Although many international students in the UK can also work to support themselves, it’s tough to earn enough to get by while also continuing a full time study course. That means you’ll most likely need to rely on your savings, a scholarship, or the support of family members, to pay your tuition fees and much of your cost of living while you study.

This is likely to involve making international payments - either directly to cover tuition fees, rent or other lump sums, or to move your funds from your home account to a UK account for day to day spending. International transfers like these can be expensive, with upfront fees and hidden costs such as exchange rate markups to consider. Doing a bit of research in advance can help you get a better deal, and find an international transfer service which has clear and simple pricing, and low fees.

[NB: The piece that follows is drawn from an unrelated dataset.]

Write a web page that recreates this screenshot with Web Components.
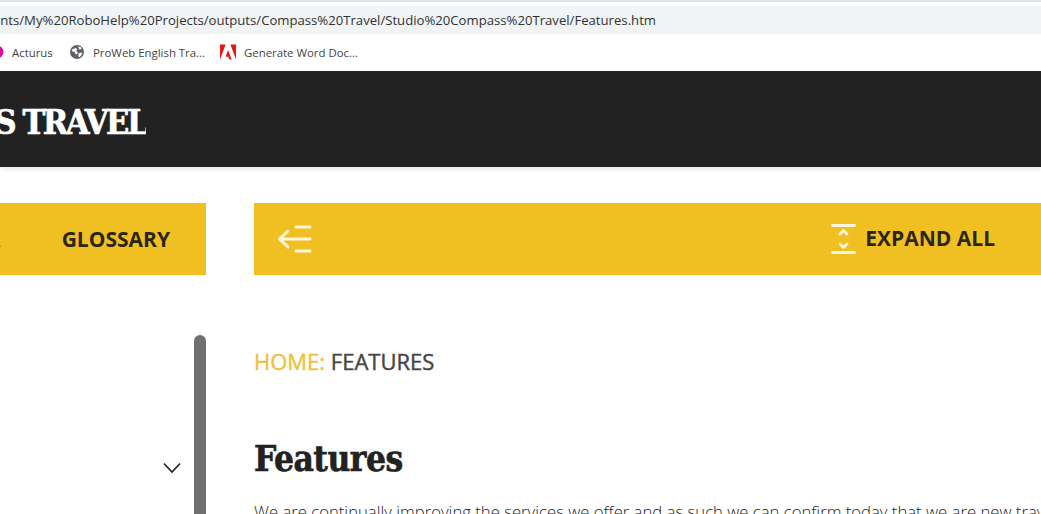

When you’re choosing an international payment provider, you should check the upfront fees, but also the exchange rate used for your currency pairing. This is important, because some providers charge a low upfront fee - or even claim to offer free international payments - but then make their profit by using a poor exchange rate for the payment. This makes it hard to see the real cost of the transfer - and can often mean you’re paying more than you have to.

Choosing an international payment service which has transparent fees, and uses the real exchange rate can get you a better deal. Try Wise, for quick, safe and convenient payments all over the world, with fair upfront fees and the mid-market exchange rate every time. You might also find that the Wise borderless account is a handy way to hold your money in both dollars and pounds as you study abroad. In fact, you can keep your money in 40+ different currencies in the one account, and convert from one to another with a small flat fee whenever you need to. It’s convenient to operate the account using an app - saving you both time and money.

Embarking on a period of study abroad is exciting. The practicalities of getting a visa and arranging your money might not be the most enjoyable part of the process, but they are essential to make sure your journey is smooth and you hit the ground running in the UK. With a little advance planning, you’ll be able to get everything sorted so all you need to do is look forward to your new adventure.